### Stored data
--- Begin ---
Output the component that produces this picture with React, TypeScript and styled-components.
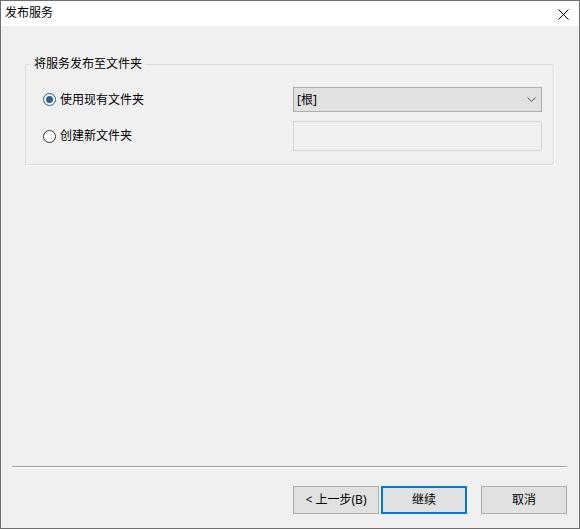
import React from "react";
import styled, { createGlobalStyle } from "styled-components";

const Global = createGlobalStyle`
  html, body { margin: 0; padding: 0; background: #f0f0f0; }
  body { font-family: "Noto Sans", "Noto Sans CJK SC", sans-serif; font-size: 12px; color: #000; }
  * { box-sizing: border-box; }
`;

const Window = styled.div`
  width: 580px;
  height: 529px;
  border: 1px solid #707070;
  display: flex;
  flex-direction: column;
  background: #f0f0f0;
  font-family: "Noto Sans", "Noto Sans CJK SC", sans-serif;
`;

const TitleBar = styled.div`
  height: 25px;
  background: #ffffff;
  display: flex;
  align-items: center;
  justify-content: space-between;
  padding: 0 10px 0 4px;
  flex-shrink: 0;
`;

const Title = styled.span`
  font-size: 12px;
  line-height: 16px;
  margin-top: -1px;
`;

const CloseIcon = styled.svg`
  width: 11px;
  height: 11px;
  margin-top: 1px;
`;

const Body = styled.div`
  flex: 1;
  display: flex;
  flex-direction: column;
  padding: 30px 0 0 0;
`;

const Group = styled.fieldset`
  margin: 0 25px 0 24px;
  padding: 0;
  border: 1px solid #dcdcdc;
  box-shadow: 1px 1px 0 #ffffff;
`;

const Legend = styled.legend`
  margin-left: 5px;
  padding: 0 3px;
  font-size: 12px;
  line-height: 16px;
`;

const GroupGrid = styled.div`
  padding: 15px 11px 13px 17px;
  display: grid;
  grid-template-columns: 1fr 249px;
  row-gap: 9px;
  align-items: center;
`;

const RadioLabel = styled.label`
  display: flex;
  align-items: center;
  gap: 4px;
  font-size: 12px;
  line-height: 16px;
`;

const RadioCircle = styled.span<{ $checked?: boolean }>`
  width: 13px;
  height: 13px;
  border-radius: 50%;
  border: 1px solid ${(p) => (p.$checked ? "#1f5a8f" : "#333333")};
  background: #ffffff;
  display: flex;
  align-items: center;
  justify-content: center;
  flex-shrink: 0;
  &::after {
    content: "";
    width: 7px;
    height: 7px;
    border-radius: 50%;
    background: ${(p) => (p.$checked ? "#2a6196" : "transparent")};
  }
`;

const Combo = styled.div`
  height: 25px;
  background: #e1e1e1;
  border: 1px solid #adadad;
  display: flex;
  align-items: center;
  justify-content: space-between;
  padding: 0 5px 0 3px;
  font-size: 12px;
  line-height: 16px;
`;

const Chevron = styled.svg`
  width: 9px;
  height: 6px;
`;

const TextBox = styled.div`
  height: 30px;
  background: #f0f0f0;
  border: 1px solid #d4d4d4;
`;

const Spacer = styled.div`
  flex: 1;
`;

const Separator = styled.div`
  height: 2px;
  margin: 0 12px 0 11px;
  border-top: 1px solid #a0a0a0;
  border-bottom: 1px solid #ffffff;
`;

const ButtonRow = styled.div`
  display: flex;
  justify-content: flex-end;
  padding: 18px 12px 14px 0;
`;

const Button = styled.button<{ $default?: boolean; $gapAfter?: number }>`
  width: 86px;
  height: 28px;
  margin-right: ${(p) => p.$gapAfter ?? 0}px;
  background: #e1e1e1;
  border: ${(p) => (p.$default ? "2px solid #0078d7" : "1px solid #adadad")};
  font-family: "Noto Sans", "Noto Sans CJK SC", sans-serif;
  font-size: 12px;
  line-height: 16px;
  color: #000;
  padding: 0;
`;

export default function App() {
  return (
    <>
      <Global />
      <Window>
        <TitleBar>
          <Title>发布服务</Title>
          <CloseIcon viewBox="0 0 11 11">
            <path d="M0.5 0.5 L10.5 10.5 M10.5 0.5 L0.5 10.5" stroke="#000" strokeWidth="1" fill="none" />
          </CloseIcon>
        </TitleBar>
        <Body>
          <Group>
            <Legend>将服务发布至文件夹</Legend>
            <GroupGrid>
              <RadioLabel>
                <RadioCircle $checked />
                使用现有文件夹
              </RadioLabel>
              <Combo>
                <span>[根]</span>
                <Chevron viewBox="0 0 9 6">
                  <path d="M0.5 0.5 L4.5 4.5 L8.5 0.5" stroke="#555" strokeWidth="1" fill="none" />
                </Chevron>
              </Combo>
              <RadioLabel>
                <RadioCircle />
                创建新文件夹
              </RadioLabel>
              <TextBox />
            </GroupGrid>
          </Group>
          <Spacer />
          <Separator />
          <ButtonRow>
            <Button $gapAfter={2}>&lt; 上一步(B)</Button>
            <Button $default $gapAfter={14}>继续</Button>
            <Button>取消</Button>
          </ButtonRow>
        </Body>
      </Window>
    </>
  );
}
--- End ---
### What is needed
Transcribe the full listing above exactly as it stands, minus the pictures.

### Full output
Output the component that produces this picture with React, TypeScript and styled-components.
import React from "react";
import styled, { createGlobalStyle } from "styled-components";

const Global = createGlobalStyle`
  html, body { margin: 0; padding: 0; background: #f0f0f0; }
  body { font-family: "Noto Sans", "Noto Sans CJK SC", sans-serif; font-size: 12px; color: #000; }
  * { box-sizing: border-box; }
`;

const Window = styled.div`
  width: 580px;
  height: 529px;
  border: 1px solid #707070;
  display: flex;
  flex-direction: column;
  background: #f0f0f0;
  font-family: "Noto Sans", "Noto Sans CJK SC", sans-serif;
`;

const TitleBar = styled.div`
  height: 25px;
  background: #ffffff;
  display: flex;
  align-items: center;
  justify-content: space-between;
  padding: 0 10px 0 4px;
  flex-shrink: 0;
`;

const Title = styled.span`
  font-size: 12px;
  line-height: 16px;
  margin-top: -1px;
`;

const CloseIcon = styled.svg`
  width: 11px;
  height: 11px;
  margin-top: 1px;
`;

const Body = styled.div`
  flex: 1;
  display: flex;
  flex-direction: column;
  padding: 30px 0 0 0;
`;

const Group = styled.fieldset`
  margin: 0 25px 0 24px;
  padding: 0;
  border: 1px solid #dcdcdc;
  box-shadow: 1px 1px 0 #ffffff;
`;

const Legend = styled.legend`
  margin-left: 5px;
  padding: 0 3px;
  font-size: 12px;
  line-height: 16px;
`;

const GroupGrid = styled.div`
  padding: 15px 11px 13px 17px;
  display: grid;
  grid-template-columns: 1fr 249px;
  row-gap: 9px;
  align-items: center;
`;

const RadioLabel = styled.label`
  display: flex;
  align-items: center;
  gap: 4px;
  font-size: 12px;
  line-height: 16px;
`;

const RadioCircle = styled.span<{ $checked?: boolean }>`
  width: 13px;
  height: 13px;
  border-radius: 50%;
  border: 1px solid ${(p) => (p.$checked ? "#1f5a8f" : "#333333")};
  background: #ffffff;
  display: flex;
  align-items: center;
  justify-content: center;
  flex-shrink: 0;
  &::after {
    content: "";
    width: 7px;
    height: 7px;
    border-radius: 50%;
    background: ${(p) => (p.$checked ? "#2a6196" : "transparent")};
  }
`;

const Combo = styled.div`
  height: 25px;
  background: #e1e1e1;
  border: 1px solid #adadad;
  display: flex;
  align-items: center;
  justify-content: space-between;
  padding: 0 5px 0 3px;
  font-size: 12px;
  line-height: 16px;
`;

const Chevron = styled.svg`
  width: 9px;
  height: 6px;
`;

const TextBox = styled.div`
  height: 30px;
  background: #f0f0f0;
  border: 1px solid #d4d4d4;
`;

const Spacer = styled.div`
  flex: 1;
`;

const Separator = styled.div`
  height: 2px;
  margin: 0 12px 0 11px;
  border-top: 1px solid #a0a0a0;
  border-bottom: 1px solid #ffffff;
`;

const ButtonRow = styled.div`
  display: flex;
  justify-content: flex-end;
  padding: 18px 12px 14px 0;
`;

const Button = styled.button<{ $default?: boolean; $gapAfter?: number }>`
  width: 86px;
  height: 28px;
  margin-right: ${(p) => p.$gapAfter ?? 0}px;
  background: #e1e1e1;
  border: ${(p) => (p.$default ? "2px solid #0078d7" : "1px solid #adadad")};
  font-family: "Noto Sans", "Noto Sans CJK SC", sans-serif;
  font-size: 12px;
  line-height: 16px;
  color: #000;
  padding: 0;
`;

export default function App() {
  return (
    <>
      <Global />
      <Window>
        <TitleBar>
          <Title>发布服务</Title>
          <CloseIcon viewBox="0 0 11 11">
            <path d="M0.5 0.5 L10.5 10.5 M10.5 0.5 L0.5 10.5" stroke="#000" strokeWidth="1" fill="none" />
          </CloseIcon>
        </TitleBar>
        <Body>
          <Group>
            <Legend>将服务发布至文件夹</Legend>
            <GroupGrid>
              <RadioLabel>
                <RadioCircle $checked />
                使用现有文件夹
              </RadioLabel>
              <Combo>
                <span>[根]</span>
                <Chevron viewBox="0 0 9 6">
                  <path d="M0.5 0.5 L4.5 4.5 L8.5 0.5" stroke="#555" strokeWidth="1" fill="none" />
                </Chevron>
              </Combo>
              <RadioLabel>
                <RadioCircle />
                创建新文件夹
              </RadioLabel>
              <TextBox />
            </GroupGrid>
          </Group>
          <Spacer />
          <Separator />
          <ButtonRow>
            <Button $gapAfter={2}>&lt; 上一步(B)</Button>
            <Button $default $gapAfter={14}>继续</Button>
            <Button>取消</Button>
          </ButtonRow>
        </Body>
      </Window>
    </>
  );
}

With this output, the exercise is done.